### The problem
Sort through the entries below and pull out lines containing the word "index".

### Data shown
········
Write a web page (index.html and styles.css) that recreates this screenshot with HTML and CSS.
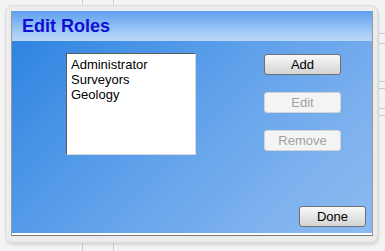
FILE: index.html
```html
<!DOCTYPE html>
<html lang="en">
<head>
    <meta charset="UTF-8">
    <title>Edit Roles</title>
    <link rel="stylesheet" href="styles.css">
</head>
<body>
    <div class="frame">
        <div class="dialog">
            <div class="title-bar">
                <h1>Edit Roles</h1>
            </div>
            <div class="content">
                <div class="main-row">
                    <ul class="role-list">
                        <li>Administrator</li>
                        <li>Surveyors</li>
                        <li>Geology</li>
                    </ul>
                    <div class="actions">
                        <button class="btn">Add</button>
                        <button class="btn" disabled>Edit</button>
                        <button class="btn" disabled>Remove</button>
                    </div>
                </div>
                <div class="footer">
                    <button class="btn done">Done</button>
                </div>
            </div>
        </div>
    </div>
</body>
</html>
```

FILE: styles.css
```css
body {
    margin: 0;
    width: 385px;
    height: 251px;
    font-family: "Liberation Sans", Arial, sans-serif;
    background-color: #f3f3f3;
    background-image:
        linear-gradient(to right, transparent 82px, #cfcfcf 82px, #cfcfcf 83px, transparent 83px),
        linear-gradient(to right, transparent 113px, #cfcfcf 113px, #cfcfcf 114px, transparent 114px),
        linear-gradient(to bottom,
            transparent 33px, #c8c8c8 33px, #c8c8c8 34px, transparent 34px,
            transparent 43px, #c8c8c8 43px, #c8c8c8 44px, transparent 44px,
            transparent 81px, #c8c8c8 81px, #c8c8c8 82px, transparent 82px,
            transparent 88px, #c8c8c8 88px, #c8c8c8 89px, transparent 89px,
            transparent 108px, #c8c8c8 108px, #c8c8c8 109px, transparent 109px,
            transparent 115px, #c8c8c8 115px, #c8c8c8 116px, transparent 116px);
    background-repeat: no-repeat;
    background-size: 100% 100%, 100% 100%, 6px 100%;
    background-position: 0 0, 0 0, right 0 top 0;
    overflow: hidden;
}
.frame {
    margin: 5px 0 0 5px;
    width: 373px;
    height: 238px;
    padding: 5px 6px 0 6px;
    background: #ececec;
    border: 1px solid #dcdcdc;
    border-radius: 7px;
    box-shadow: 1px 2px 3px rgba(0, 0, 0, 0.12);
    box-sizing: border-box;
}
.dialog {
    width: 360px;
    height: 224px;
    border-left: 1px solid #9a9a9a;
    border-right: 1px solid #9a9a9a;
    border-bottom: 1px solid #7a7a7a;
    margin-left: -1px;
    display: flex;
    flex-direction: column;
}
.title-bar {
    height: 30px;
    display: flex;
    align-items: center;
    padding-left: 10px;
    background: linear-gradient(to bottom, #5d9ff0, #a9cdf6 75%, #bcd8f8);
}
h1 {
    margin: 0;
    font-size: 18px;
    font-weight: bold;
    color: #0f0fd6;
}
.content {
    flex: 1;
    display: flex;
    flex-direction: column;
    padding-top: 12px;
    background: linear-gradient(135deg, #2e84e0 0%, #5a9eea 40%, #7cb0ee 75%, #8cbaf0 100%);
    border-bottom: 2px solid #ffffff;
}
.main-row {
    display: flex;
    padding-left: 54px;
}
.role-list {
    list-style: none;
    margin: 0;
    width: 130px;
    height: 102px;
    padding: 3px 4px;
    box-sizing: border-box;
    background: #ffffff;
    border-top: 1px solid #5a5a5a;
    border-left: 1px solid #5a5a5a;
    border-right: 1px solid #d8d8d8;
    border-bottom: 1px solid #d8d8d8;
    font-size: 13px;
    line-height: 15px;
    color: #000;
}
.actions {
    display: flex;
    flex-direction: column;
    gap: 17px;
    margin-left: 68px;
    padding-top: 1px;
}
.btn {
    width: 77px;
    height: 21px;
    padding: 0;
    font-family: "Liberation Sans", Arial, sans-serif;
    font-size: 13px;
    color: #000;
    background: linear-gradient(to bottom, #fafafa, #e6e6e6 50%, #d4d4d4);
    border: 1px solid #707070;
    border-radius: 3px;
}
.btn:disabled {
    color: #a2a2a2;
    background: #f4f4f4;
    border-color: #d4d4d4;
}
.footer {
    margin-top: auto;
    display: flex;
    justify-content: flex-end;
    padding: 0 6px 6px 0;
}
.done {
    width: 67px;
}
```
········
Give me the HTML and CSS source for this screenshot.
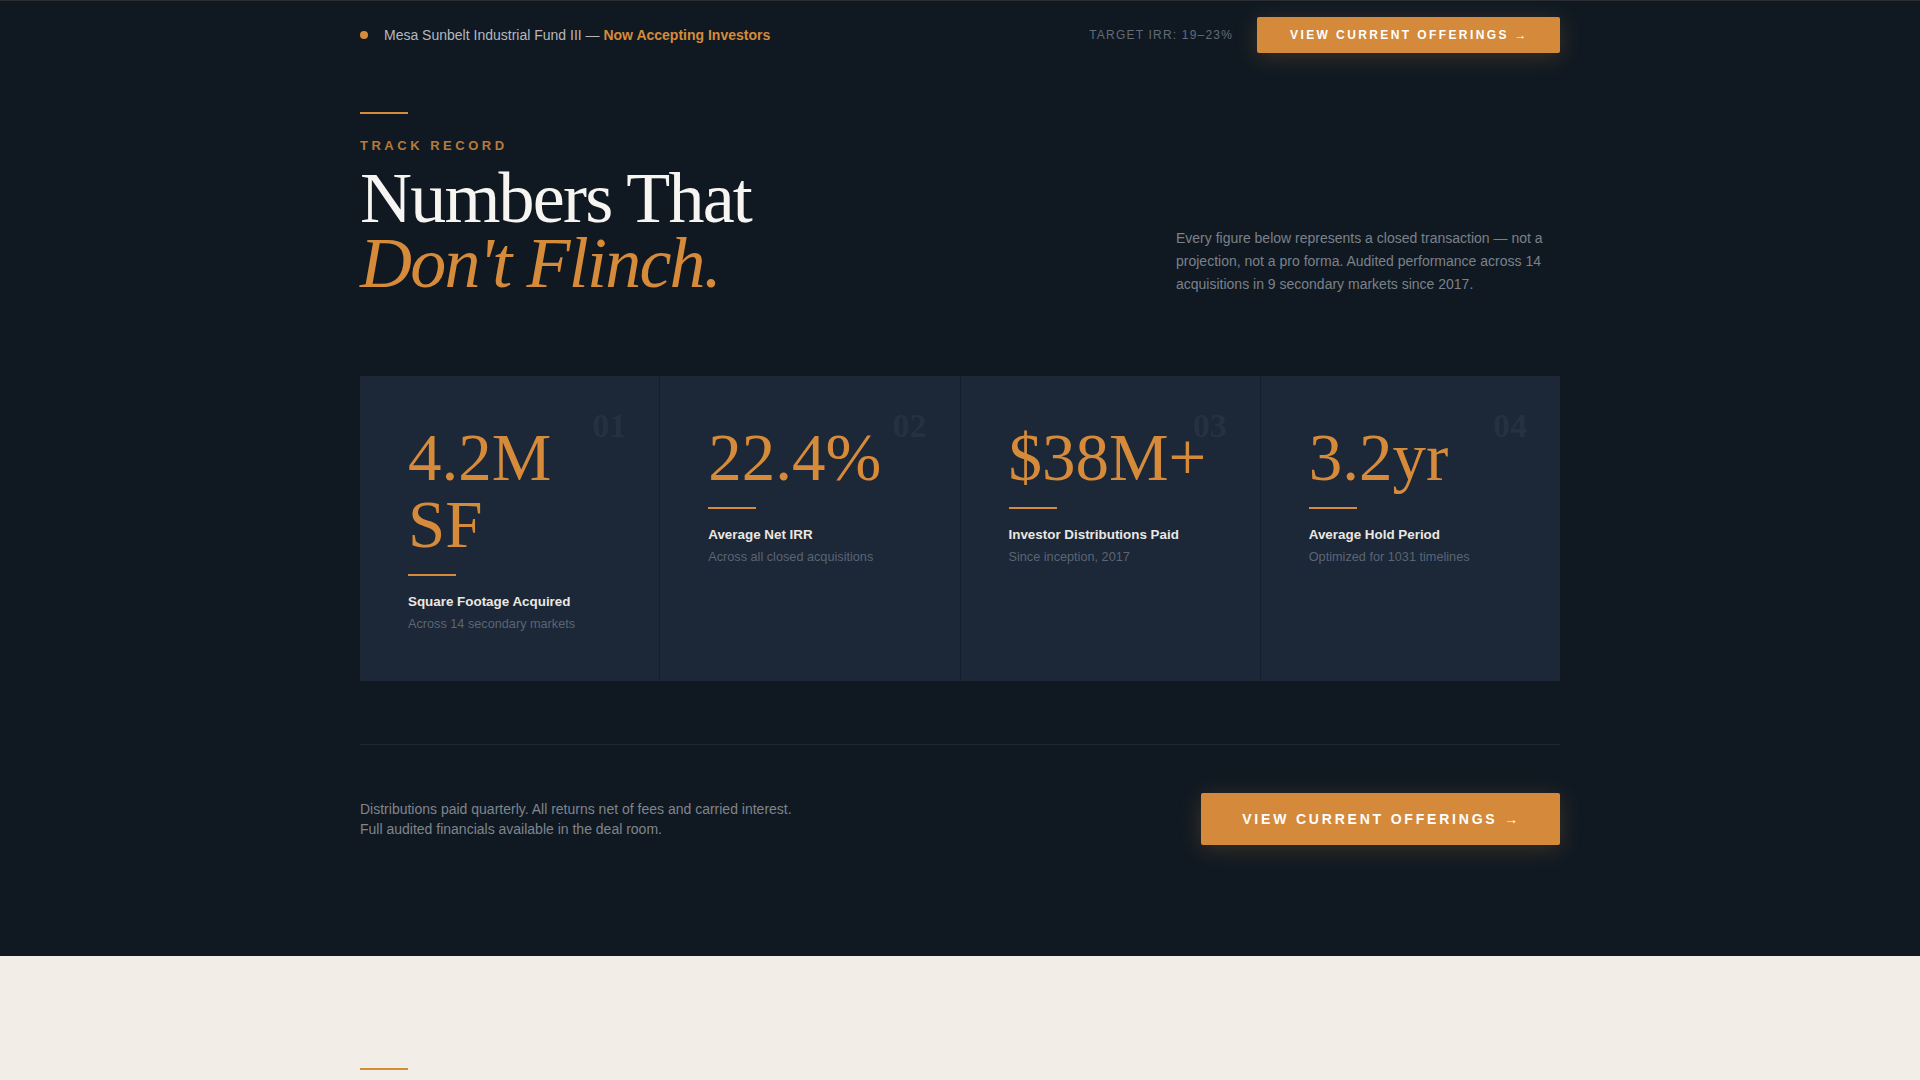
········
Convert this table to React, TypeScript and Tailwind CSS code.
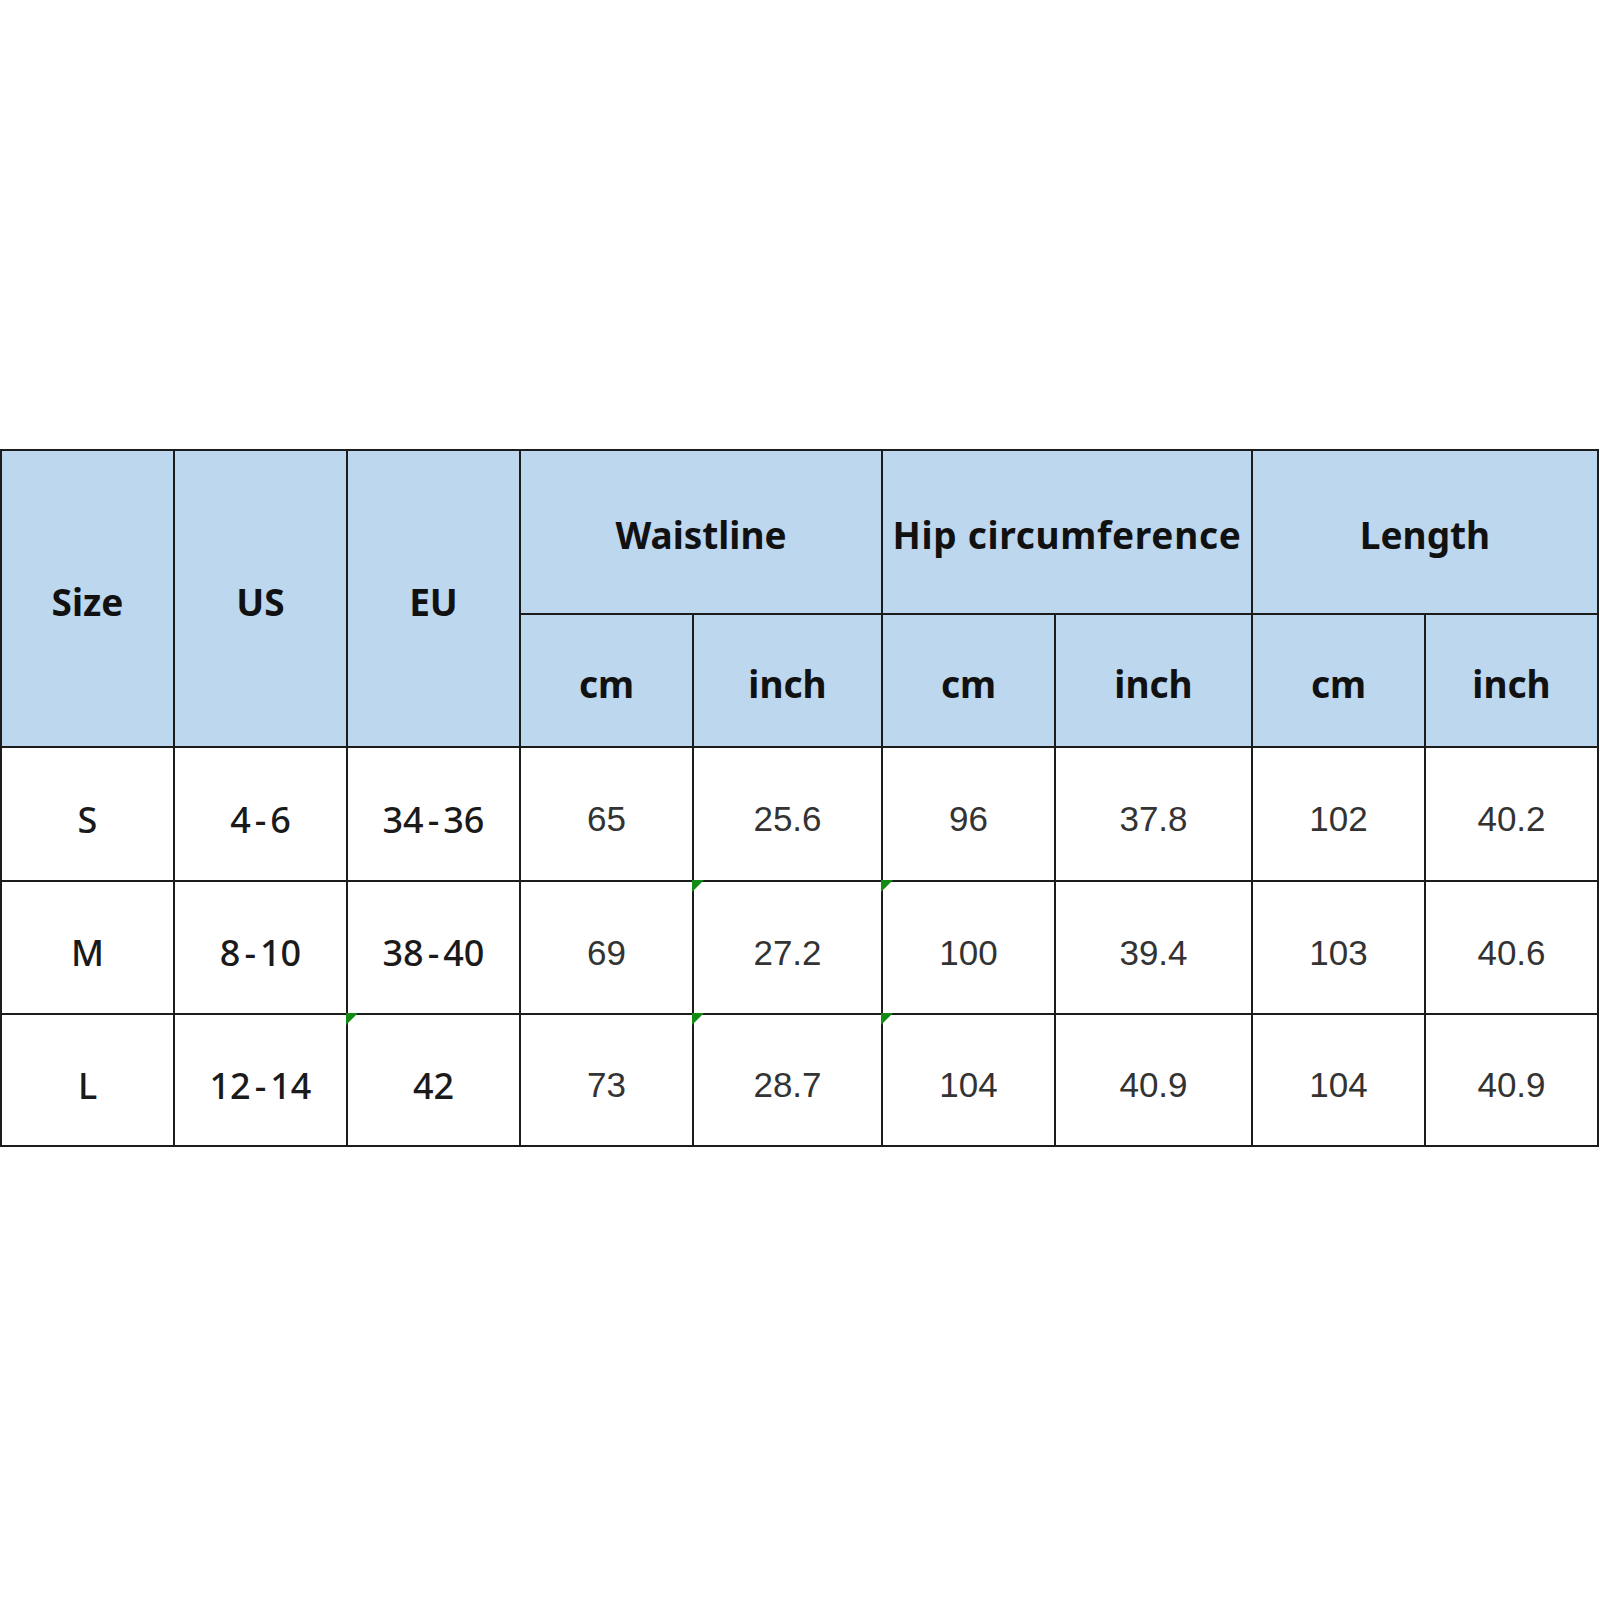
········
### Problem solution
Write a web page (index.html and styles.css) that recreates this screenshot with HTML and CSS.
FILE: index.html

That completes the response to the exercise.